毎年8月15日、ひとつの物語が半世紀近くのあいだラジオ放送で朗読され続けてきました。『かわいそうなぞう』。
終戦間近の昭和20年、空襲をうける東京で、市民の安全のために動物たちを殺さざるを得なかった上野動物園の飼育係を描いた、実話に基づく物語。
身勝手な人間への反省、一方、その人間が持つ優しさと愛情、そして「二度と戦争をしてはいけない」というメッセージを伝えています。
朗読は戦後すぐに放送ジャーナリズムの世界に進んだ秋山ちえ子。
絶版状態だった同書は、累計151万部を超えるベストセラーとなりました。
2008年の録音にあたり、英語版『Faithful Elephants』をこの企画に賛同したシンディ・ローパーが朗読。
CDは2014年、ソニー・ミュージックダイレクトより再発売されました。
昨年までは、東京・赤坂のTBSのスタジオにて、生放送で秋山さんの朗読を放送してまいりましたが、今年は、98歳というご高齢で、現在、一線を退かれて静かに暮らし、特に暑さが厳しい夏は外出を控えていらっしゃることもあり、3日前の8月11日(火)の午後、ご自宅にて朗読を収録しました。終戦記念日前日の14日にTBSラジオ「大沢悠里のゆうゆうワイド」内で放送する予定です。
『かわいそうなぞう』スペシャルサイト
http://www.110107.com/faithful_elephants
【CD情報】
秋山ちえ子 朗読
(英語版朗読:シンディ・ローパー)
『かわいそうなぞう』
TBSラジオ「大沢悠里のゆうゆうワイド」内放送
原作:土家由岐雄(金の星社)
※読み聴かせにお使いいただける、朗読テキストを掲載したブックレット付属
MHCL2461(ソニー・ミュージックダイレクト)
1,389+税
【ラジオ情報】
大沢悠里のゆうゆうワイド
TBS RADIO 954
http://www.tbs.co.jp/radio/
【秋山ちえ子(ジャーナリスト・評論家) プロフィール】
1917年生まれ、97歳。
東京女高師(現・お茶の水女子大)卒。
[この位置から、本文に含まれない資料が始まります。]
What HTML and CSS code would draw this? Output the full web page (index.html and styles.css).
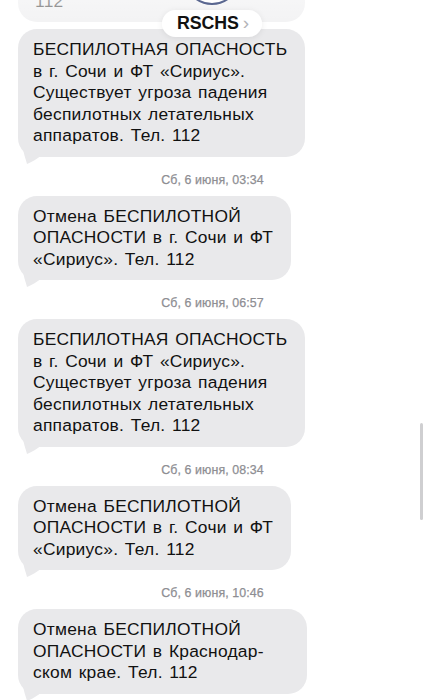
FILE: index.html
```html
<!DOCTYPE html>
<html lang="ru">
<head>
<meta charset="utf-8">
<title>RSCHS</title>
<link rel="stylesheet" href="styles.css">
</head>
<body>
<div class="screen">
  <div class="thread">
    <div class="bubble bubble-prev">112</div>
    <div class="bubble tail">БЕСПИЛОТНАЯ ОПАСНОСТЬ<br>в г. Сочи и ФТ «Сириус».<br>Существует угроза падения<br>беспилотных летательных<br>аппаратов. Тел. 112<svg class="tail-svg" viewBox="0 0 30 16" width="30" height="16"><path d="M5 0 C6 6 8 11 9 15 C14 13 19 10 24 6 L24 0 Z"/></svg></div>
    <div class="stamp">Сб, 6 июня, 03:34</div>
    <div class="bubble tail">Отмена БЕСПИЛОТНОЙ<br>ОПАСНОСТИ в г. Сочи и ФТ<br>«Сириус». Тел. 112<svg class="tail-svg" viewBox="0 0 30 16" width="30" height="16"><path d="M5 0 C6 6 8 11 9 15 C14 13 19 10 24 6 L24 0 Z"/></svg></div>
    <div class="stamp">Сб, 6 июня, 06:57</div>
    <div class="bubble tail">БЕСПИЛОТНАЯ ОПАСНОСТЬ<br>в г. Сочи и ФТ «Сириус».<br>Существует угроза падения<br>беспилотных летательных<br>аппаратов. Тел. 112<svg class="tail-svg" viewBox="0 0 30 16" width="30" height="16"><path d="M5 0 C6 6 8 11 9 15 C14 13 19 10 24 6 L24 0 Z"/></svg></div>
    <div class="stamp">Сб, 6 июня, 08:34</div>
    <div class="bubble tail">Отмена БЕСПИЛОТНОЙ<br>ОПАСНОСТИ в г. Сочи и ФТ<br>«Сириус». Тел. 112<svg class="tail-svg" viewBox="0 0 30 16" width="30" height="16"><path d="M5 0 C6 6 8 11 9 15 C14 13 19 10 24 6 L24 0 Z"/></svg></div>
    <div class="stamp">Сб, 6 июня, 10:46</div>
    <div class="bubble bubble-wide tail">Отмена БЕСПИЛОТНОЙ<br>ОПАСНОСТИ в Краснодар-<br>ском крае. Тел. 112<svg class="tail-svg" viewBox="0 0 30 16" width="30" height="16"><path d="M5 0 C6 6 8 11 9 15 C14 13 19 10 24 6 L24 0 Z"/></svg></div>
  </div>

  <div class="header">
    <div class="avatar"></div>
    <div class="contact-pill"><span class="contact-name">RSCHS</span><span class="chev">›</span></div>
  </div>
  <div class="scrollbar"></div>
</div>
</body>
</html>
```

FILE: styles.css
```css
* { box-sizing: border-box; }
html, body {
  margin: 0;
  padding: 0;
  background: #ffffff;
}
.screen {
  position: relative;
  width: 425px;
  height: 700px;
  overflow: hidden;
  font-family: "Liberation Sans", Arial, sans-serif;
}
.thread {
  display: flex;
  flex-direction: column;
  align-items: flex-start;
  padding: 0 18px;
}
.bubble {
  position: relative;
  width: fit-content;
  background: #e9e9eb;
  color: #111111;
  font-size: 17.4px;
  letter-spacing: 0.25px;
  word-spacing: 1.5px;
  line-height: 21.5px;
  padding: 10px 18px 10px 15px;
  border-radius: 19px;
  white-space: nowrap;
}
.bubble-prev {
  margin-top: -19.5px;
  margin-bottom: 7px;
  width: 287px;
  padding-left: 17px;
}
.bubble-wide {
  width: 289px;
}
.tail-svg {
  position: absolute;
  left: 0;
  bottom: -8px;
  fill: #e9e9eb;
}
.stamp {
  align-self: center;
  margin: 16px 0 9px;
  font-size: 12.4px;
  line-height: 14px;
  color: #8e8e93;
  font-weight: 400;
  letter-spacing: 0.1px;
  -webkit-text-stroke: 0.25px #8e8e93;
}
.header {
  position: absolute;
  top: 0;
  left: 0;
  right: 0;
  height: 42px;
  display: flex;
  justify-content: center;
  background: linear-gradient(to bottom, rgba(255,255,255,0.6) 0, rgba(255,255,255,0.45) 22px, rgba(255,255,255,0) 27px);
}
.avatar {
  position: absolute;
  top: -51px;
  left: 184px;
  width: 56px;
  height: 56px;
  border-radius: 50%;
  border: 2.5px solid #5a6790;
  background: #ffffff;
}
.contact-pill {
  position: absolute;
  top: 10px;
  left: 162px;
  width: 100px;
  height: 27px;
  border-radius: 14px;
  background: rgba(255,255,255,0.96);
  box-shadow: 0 1px 6px rgba(0,0,0,0.08);
  display: flex;
  align-items: center;
  justify-content: center;
  gap: 4px;
  padding-left: 2px;
}
.contact-name {
  font-weight: 700;
  font-size: 17.8px;
  color: #111111;
  letter-spacing: -0.1px;
}
.chev {
  font-size: 19px;
  line-height: 1;
  color: #b4b4b8;
  font-weight: 400;
  margin-top: -2px;
}
.scrollbar {
  position: absolute;
  right: 2px;
  top: 423px;
  width: 3.5px;
  height: 97px;
  border-radius: 2px;
  background: #cfcfd1;
}
```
国立東京聾唖学校の教官を経て結婚、退職。1948年よりNHKラジオ放送をはじめ電波と活字の仕事を続ける。NHKラジオ婦人番組「私の見たこと聞いたこと」、TBSラジオ放送「秋山ちえ子の談話室」、「日曜談話室」。番組の終了に伴い、放送の第一線から退くも、毎年8月15日の終戦記念日に行ってきた『かわいそうなぞう』の朗読は、「大沢悠里のゆうゆうワイド」の生放送に出演、ライフワークとしていまなお続けられている。